As the former women's soccer counselor, Blanton knew his players would travel extensively to play on national soccer teams. He worked with Coach Anson Dorrance to use the ease of the bogus paper classes as a benefit to lure potential recruits to UNC.
Blanton, now the current associate director of the Academic Support Program for Student-Athletes, told investigators he did not know Crowder ran paper classes without faculty interaction. But the report said he was aware of paper classes and "directed some of his players toward" them.
"Although we have no reason to believe that he understood these classes were unorthodox at best, we have no evidence to dispute his claim that he was unaware that Crowder was handling and doing the grading for these classes with no involvement by a faculty member," the report said.
Bridger, former associate director of the Academic Support Program for Student-Athletes, worked at UNC-Wilmington until Wednesday, the News & Observer reported Wednesday night.

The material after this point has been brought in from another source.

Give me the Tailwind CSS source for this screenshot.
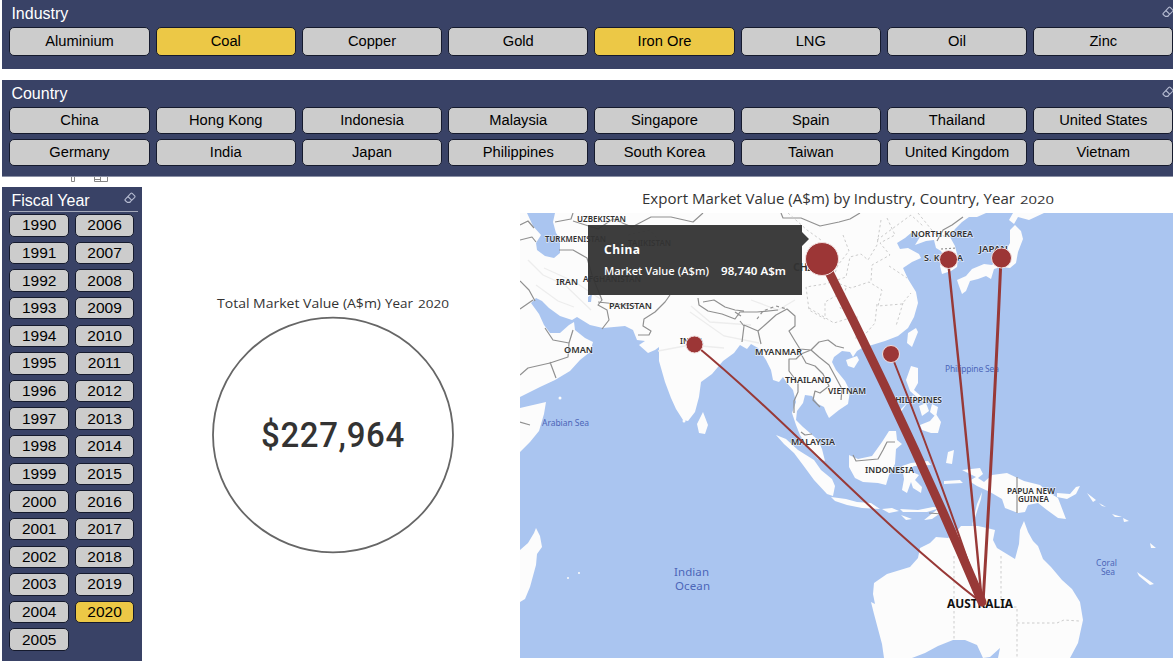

While at UNC, Bridger and Lee made a presentation to the football coaching staff in November 2009 that discussed the football team’s past reliance on paper classes.
A slide from the presentation is in the Wainstein report and details how the classes that football players had been taking to maintain eligibility would be ending thanks to Crowder's impending retirement.
A PowerPoint slide titled “What was part of the solution in the past?” listed the ways players were able to avoid doing actual work in the paper classes.
“THESE NO LONGER EXIST,” the bottom of the slide said, alerting the coaches.
The presentation also highlighted how Crowder's retirement might impact athletes' grade point averages.
“The average (African and Afro-American studies) paper class GPAs for these players was 3.61 — far higher than their average GPA of 1.917 for their other classes,” the report said.
The Daily Tar Heel will update this list as more information becomes available about employees' statuses with the University.